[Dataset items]
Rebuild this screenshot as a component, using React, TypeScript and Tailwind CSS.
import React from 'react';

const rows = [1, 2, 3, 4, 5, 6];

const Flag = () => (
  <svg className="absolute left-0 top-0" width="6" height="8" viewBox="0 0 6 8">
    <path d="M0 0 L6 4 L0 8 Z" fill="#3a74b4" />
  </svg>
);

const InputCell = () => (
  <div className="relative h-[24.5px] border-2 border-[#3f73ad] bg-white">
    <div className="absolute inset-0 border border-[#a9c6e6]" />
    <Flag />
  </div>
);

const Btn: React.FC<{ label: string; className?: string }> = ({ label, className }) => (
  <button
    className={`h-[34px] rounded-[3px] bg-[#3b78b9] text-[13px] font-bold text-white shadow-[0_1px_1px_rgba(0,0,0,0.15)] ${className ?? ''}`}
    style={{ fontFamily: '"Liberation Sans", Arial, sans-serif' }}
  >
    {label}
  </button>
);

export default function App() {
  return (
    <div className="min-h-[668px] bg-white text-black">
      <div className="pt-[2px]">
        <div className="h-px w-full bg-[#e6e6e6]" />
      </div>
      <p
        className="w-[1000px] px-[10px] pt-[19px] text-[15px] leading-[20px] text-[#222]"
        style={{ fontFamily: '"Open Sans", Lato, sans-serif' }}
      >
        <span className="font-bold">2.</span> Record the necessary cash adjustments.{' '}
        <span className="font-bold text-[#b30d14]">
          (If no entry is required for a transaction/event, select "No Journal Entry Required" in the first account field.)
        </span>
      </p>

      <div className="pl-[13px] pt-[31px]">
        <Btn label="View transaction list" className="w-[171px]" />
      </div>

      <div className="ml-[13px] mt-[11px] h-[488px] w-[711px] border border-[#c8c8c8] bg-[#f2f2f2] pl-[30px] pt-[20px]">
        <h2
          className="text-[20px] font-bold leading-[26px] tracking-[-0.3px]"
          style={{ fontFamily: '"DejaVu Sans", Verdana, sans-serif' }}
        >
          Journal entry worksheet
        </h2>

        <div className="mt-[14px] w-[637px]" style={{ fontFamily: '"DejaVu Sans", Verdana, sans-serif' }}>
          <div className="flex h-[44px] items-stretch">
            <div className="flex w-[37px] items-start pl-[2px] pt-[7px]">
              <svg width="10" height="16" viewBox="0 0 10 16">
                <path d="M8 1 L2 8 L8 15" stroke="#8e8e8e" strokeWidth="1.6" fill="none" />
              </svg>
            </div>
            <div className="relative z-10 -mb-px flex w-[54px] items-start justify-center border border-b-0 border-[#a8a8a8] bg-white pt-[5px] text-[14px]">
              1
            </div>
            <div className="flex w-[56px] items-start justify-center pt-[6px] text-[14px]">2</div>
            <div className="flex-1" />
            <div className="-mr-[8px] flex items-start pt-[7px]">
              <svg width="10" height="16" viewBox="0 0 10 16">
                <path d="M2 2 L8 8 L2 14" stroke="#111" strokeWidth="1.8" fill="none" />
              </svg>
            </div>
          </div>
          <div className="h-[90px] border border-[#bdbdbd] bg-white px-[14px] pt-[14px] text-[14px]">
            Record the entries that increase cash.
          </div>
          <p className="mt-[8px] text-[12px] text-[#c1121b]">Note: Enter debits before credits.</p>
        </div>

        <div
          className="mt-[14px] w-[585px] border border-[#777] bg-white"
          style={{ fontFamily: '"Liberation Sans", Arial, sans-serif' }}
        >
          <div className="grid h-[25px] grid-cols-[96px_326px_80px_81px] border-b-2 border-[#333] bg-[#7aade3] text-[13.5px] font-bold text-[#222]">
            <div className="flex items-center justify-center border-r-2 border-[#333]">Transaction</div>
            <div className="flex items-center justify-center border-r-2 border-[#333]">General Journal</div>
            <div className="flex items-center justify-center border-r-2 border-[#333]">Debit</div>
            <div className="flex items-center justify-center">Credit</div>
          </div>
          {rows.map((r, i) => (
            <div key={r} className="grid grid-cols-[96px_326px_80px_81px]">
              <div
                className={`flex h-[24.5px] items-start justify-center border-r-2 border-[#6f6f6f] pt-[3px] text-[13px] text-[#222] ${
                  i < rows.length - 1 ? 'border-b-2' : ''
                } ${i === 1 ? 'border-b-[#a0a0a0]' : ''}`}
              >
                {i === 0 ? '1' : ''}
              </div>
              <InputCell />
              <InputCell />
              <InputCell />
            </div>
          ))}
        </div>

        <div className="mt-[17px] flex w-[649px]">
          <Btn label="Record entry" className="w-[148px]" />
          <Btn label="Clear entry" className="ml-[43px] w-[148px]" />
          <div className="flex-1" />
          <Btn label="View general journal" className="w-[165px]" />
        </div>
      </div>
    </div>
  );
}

...

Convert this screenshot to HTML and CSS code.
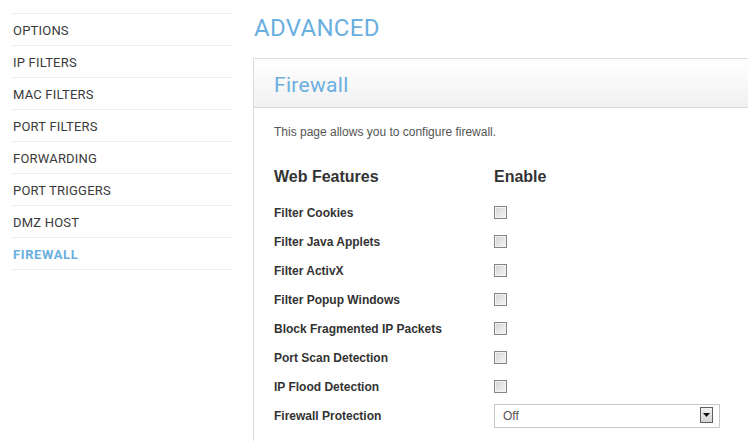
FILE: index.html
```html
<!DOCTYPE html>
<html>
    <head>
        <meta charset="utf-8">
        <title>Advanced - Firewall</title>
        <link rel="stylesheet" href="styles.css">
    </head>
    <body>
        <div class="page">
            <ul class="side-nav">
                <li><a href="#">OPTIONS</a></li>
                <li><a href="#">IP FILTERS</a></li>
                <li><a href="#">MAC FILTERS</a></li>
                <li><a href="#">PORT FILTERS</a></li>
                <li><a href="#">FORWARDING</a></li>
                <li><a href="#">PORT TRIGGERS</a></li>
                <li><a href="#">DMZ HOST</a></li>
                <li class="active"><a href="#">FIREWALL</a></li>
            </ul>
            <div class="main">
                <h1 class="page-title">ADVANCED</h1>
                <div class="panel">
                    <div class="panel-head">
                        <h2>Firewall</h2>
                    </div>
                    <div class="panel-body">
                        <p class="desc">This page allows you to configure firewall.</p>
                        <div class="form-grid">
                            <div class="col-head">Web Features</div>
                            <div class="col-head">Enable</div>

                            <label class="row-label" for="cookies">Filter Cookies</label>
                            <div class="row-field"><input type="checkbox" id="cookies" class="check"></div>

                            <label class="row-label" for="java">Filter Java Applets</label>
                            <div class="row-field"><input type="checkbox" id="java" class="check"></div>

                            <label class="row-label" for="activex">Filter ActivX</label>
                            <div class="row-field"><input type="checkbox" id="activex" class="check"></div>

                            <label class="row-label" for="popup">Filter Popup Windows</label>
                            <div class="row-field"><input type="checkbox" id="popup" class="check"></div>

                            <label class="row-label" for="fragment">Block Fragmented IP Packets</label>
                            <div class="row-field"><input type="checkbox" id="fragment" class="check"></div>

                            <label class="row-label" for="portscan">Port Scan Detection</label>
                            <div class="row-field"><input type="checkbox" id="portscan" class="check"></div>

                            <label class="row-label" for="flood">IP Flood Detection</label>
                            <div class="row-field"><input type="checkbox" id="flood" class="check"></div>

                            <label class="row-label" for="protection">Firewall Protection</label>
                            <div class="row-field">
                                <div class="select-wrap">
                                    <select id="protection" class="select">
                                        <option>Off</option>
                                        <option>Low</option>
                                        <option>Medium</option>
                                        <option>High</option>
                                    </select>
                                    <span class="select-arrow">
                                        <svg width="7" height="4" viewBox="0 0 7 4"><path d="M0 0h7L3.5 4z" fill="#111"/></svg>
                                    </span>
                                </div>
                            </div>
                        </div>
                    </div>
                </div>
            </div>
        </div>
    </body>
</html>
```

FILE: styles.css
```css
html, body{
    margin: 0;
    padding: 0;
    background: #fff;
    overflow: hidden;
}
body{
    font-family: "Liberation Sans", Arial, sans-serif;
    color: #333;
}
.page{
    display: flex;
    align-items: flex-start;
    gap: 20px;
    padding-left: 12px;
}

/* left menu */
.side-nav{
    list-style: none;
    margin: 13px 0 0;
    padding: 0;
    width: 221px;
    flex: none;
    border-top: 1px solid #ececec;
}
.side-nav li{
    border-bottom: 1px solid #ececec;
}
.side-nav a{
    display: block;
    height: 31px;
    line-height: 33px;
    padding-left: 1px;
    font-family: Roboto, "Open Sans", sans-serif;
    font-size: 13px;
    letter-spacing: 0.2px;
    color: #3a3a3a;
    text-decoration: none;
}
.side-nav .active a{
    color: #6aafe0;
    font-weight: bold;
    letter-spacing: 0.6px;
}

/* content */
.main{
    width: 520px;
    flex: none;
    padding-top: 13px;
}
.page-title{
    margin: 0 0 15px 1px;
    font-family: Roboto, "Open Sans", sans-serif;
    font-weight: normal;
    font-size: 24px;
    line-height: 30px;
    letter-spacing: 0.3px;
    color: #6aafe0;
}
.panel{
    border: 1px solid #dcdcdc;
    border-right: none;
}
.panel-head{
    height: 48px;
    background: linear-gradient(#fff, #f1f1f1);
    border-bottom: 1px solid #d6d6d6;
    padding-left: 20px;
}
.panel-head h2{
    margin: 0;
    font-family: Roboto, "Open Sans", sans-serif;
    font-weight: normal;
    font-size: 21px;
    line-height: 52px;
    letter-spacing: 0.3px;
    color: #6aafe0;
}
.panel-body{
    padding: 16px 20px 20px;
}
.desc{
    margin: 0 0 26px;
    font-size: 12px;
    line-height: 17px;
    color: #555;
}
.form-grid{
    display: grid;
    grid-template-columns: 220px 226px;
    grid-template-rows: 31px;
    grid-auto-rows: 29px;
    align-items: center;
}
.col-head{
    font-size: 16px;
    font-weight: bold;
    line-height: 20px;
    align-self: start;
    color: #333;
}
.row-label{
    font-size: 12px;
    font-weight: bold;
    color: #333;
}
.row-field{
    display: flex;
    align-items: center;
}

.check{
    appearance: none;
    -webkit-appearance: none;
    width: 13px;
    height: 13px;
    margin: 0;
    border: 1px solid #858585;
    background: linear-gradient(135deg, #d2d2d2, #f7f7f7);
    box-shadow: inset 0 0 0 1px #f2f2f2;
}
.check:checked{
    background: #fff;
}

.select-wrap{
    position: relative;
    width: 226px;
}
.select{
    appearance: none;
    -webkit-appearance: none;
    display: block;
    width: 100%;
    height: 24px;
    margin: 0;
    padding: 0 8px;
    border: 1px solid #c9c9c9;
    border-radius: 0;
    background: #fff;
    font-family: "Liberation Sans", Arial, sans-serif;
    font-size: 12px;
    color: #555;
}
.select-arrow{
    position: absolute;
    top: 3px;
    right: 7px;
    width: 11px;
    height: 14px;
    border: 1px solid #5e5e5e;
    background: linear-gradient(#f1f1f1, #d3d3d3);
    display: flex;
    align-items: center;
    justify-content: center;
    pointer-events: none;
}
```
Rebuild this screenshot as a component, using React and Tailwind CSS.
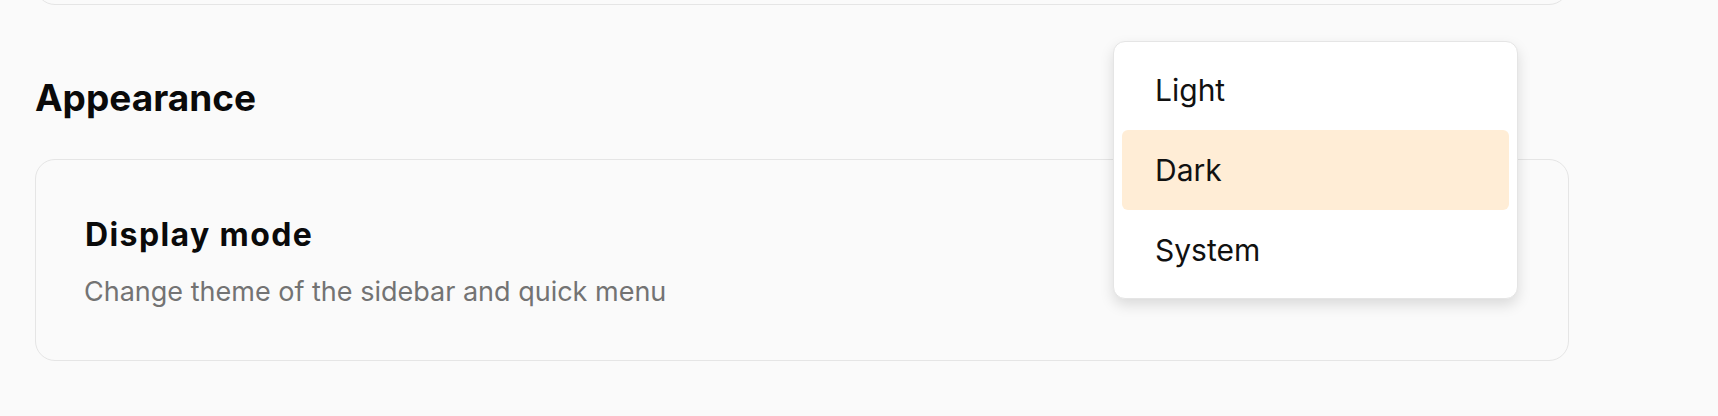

Task instructions
Count how many lines hold the string "Tailwind" and give that number alone.

Finished exercise
2